## YOUR INSTRUCTIONS
Gather all lines from the material that contain the word "this".

(Entries with page source code)

## Start

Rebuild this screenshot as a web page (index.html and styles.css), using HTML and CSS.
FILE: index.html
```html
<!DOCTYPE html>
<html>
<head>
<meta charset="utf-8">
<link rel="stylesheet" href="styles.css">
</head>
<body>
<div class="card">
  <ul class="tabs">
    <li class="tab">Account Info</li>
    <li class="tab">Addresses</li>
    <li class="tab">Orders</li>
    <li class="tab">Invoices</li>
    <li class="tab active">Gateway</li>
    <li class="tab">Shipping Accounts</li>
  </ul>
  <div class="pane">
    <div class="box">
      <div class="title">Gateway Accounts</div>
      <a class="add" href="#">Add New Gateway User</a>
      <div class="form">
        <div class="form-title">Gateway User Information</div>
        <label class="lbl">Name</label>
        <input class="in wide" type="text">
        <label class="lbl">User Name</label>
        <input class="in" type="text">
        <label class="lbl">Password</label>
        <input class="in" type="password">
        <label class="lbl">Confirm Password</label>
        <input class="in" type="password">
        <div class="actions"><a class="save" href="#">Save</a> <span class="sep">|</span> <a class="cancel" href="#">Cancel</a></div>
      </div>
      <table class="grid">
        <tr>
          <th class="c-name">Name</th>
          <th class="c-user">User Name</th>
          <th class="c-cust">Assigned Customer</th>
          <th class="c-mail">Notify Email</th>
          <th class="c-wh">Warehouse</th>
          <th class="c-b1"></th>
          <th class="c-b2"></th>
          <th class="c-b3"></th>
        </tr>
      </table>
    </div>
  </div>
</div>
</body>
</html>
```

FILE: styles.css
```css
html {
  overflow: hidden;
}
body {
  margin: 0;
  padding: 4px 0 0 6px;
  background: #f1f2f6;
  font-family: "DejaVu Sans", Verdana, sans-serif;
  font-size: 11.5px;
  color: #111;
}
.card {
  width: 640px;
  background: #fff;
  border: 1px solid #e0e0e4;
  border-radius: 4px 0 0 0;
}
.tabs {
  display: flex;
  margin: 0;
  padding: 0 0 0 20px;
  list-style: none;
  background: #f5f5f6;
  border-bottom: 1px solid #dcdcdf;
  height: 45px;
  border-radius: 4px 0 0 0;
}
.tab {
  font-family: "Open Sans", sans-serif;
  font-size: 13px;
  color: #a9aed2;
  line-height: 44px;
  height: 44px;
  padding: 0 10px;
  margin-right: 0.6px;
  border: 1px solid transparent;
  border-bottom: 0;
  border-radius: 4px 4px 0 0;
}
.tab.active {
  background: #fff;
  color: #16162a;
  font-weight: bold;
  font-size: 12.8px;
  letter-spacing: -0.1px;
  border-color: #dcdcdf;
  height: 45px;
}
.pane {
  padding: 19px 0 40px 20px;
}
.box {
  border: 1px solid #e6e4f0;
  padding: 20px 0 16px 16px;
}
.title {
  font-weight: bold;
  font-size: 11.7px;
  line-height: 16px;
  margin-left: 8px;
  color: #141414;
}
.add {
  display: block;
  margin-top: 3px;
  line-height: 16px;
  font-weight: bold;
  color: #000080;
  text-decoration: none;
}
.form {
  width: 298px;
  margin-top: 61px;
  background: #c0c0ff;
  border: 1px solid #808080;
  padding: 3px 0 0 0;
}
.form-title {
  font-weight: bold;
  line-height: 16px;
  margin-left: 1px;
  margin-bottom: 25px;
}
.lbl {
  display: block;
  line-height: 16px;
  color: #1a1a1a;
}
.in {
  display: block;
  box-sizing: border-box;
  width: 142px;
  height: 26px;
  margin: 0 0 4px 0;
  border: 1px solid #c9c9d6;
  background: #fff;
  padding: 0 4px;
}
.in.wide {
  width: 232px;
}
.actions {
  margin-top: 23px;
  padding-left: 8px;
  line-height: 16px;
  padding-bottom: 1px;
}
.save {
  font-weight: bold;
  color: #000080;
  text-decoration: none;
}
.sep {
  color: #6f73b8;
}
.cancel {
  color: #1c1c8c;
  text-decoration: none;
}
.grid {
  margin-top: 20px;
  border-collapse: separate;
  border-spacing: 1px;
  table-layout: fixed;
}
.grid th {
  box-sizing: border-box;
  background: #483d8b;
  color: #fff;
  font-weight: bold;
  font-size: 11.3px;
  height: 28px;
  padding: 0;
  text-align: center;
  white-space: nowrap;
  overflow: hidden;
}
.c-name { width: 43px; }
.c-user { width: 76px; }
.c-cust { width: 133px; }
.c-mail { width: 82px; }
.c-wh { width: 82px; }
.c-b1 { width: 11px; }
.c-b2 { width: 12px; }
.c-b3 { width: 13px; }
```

## End
## Start

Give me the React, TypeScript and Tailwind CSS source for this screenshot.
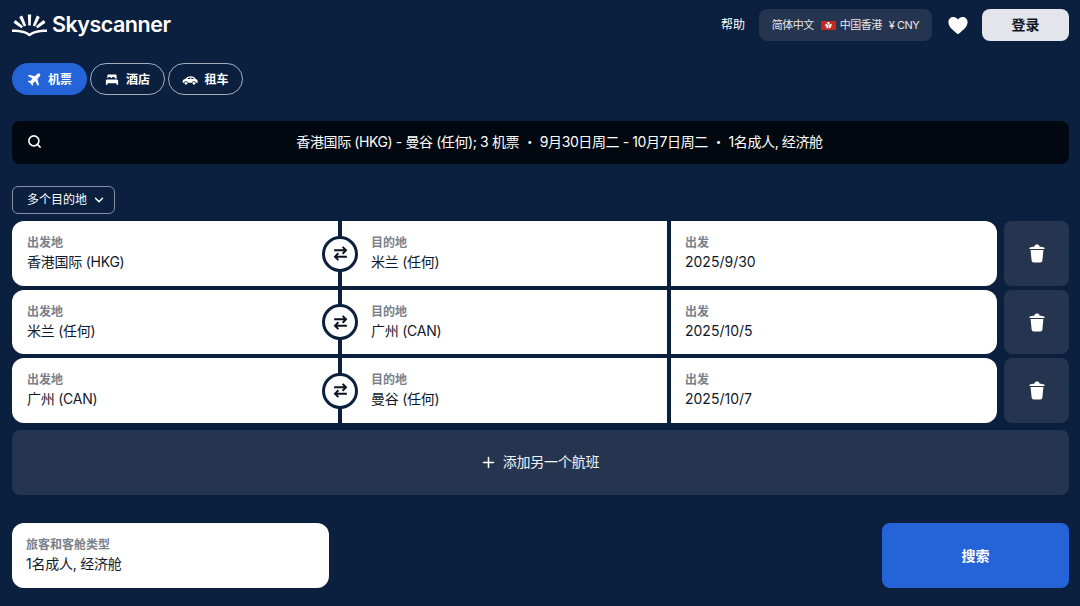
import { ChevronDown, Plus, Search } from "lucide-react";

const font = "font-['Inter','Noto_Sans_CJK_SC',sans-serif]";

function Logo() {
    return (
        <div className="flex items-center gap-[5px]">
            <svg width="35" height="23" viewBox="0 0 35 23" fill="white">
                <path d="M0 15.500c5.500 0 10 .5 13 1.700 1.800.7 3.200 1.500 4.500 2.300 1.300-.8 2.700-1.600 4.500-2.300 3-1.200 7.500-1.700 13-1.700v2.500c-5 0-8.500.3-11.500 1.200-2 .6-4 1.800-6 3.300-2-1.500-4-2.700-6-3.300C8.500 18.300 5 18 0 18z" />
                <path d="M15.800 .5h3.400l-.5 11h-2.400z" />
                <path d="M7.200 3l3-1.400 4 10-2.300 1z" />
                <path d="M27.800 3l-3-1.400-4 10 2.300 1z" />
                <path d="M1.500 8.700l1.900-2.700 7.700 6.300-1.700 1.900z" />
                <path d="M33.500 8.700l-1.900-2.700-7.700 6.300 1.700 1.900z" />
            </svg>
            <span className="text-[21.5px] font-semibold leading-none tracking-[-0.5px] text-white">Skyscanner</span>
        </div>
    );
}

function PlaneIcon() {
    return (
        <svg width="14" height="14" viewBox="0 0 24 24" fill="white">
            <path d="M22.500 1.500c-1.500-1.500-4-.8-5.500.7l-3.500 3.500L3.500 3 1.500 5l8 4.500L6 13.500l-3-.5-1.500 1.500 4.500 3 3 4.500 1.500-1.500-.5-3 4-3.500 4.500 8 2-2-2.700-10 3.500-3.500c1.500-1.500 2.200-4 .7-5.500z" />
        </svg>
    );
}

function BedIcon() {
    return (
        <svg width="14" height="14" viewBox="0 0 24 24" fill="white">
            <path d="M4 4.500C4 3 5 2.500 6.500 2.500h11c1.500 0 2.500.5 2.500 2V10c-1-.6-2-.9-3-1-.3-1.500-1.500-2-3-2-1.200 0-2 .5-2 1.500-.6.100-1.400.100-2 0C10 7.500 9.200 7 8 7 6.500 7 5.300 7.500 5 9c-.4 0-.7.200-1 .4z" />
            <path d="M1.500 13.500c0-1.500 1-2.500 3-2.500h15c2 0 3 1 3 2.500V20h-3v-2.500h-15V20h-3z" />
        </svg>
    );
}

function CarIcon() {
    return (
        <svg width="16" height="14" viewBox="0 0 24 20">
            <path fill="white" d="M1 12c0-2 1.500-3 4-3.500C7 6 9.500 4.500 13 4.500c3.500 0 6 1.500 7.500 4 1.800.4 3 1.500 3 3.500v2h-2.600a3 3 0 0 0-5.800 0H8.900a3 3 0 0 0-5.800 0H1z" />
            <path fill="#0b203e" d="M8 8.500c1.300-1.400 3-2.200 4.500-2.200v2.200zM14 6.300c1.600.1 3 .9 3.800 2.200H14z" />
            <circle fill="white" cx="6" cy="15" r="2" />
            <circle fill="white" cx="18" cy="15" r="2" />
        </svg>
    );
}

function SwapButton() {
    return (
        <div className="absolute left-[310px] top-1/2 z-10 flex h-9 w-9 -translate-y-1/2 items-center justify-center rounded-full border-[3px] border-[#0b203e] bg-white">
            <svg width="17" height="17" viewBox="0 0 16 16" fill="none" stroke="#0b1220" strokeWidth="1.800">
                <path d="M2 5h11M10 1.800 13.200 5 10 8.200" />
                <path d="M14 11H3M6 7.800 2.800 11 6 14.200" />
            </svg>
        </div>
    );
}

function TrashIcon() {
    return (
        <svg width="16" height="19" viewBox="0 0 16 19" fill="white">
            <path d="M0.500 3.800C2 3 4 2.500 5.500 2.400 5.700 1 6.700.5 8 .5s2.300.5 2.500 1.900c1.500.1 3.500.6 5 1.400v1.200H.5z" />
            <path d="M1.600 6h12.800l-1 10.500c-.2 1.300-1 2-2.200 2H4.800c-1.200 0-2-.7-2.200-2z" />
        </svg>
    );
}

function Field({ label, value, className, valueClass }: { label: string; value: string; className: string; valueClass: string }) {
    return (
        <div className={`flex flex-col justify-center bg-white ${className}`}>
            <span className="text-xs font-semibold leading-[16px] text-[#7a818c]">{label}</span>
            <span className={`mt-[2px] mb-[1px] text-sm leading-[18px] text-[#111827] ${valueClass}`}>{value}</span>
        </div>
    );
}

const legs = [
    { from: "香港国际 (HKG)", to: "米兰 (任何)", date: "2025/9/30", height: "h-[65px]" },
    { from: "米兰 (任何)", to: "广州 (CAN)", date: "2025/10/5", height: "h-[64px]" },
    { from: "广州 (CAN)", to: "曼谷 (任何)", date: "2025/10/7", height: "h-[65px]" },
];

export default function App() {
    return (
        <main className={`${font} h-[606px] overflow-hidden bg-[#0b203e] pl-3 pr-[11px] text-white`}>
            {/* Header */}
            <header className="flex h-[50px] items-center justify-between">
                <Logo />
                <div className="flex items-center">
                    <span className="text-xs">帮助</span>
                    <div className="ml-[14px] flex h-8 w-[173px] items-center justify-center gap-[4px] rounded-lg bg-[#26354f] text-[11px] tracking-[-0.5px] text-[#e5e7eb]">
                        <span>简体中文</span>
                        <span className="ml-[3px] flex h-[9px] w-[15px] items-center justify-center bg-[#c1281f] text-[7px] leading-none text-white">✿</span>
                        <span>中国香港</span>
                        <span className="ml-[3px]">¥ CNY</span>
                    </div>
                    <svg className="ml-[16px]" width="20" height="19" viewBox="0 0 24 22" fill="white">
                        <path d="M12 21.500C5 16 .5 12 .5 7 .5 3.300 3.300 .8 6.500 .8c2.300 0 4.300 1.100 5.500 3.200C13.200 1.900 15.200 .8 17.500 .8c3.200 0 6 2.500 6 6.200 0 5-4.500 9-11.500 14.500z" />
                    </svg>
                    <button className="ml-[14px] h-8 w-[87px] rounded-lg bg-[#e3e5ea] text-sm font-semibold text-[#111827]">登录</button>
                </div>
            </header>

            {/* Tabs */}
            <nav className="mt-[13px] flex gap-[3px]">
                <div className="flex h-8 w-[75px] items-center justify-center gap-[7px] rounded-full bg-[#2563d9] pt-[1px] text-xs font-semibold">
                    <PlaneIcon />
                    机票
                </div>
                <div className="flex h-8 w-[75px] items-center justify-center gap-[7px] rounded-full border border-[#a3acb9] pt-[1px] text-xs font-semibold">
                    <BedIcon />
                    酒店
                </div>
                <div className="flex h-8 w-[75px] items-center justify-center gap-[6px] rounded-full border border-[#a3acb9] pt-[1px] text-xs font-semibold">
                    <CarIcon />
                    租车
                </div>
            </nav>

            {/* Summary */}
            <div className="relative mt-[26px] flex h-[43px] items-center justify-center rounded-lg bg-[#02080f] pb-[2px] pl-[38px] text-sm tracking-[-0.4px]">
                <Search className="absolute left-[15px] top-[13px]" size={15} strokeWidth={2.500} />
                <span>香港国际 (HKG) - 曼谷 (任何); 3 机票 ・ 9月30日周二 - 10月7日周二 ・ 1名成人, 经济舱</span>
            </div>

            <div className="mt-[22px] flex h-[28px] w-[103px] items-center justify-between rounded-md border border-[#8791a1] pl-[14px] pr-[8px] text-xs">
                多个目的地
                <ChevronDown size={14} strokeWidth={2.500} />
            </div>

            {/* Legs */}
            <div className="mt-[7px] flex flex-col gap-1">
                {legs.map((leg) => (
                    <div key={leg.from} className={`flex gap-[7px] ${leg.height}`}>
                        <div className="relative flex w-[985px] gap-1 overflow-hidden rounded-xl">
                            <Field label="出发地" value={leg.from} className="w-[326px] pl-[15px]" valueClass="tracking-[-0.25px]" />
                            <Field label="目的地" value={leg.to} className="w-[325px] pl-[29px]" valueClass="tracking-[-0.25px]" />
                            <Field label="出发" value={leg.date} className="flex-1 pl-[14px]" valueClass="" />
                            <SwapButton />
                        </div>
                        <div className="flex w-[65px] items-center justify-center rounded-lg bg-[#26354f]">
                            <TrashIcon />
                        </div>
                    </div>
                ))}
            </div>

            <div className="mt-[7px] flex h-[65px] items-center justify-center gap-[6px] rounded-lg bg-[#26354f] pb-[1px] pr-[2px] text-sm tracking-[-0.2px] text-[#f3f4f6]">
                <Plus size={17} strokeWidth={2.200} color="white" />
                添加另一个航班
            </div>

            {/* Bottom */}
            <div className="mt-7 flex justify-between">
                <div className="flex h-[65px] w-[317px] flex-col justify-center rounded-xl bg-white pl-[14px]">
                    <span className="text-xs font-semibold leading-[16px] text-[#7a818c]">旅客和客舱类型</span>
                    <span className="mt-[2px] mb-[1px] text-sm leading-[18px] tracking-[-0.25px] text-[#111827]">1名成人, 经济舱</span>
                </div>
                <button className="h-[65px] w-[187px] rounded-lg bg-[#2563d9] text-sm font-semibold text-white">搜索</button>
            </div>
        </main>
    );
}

## End

## EXPECTED OUTPUT
Rebuild this screenshot as a web page (index.html and styles.css), using HTML and CSS.
Give me the React, TypeScript and Tailwind CSS source for this screenshot.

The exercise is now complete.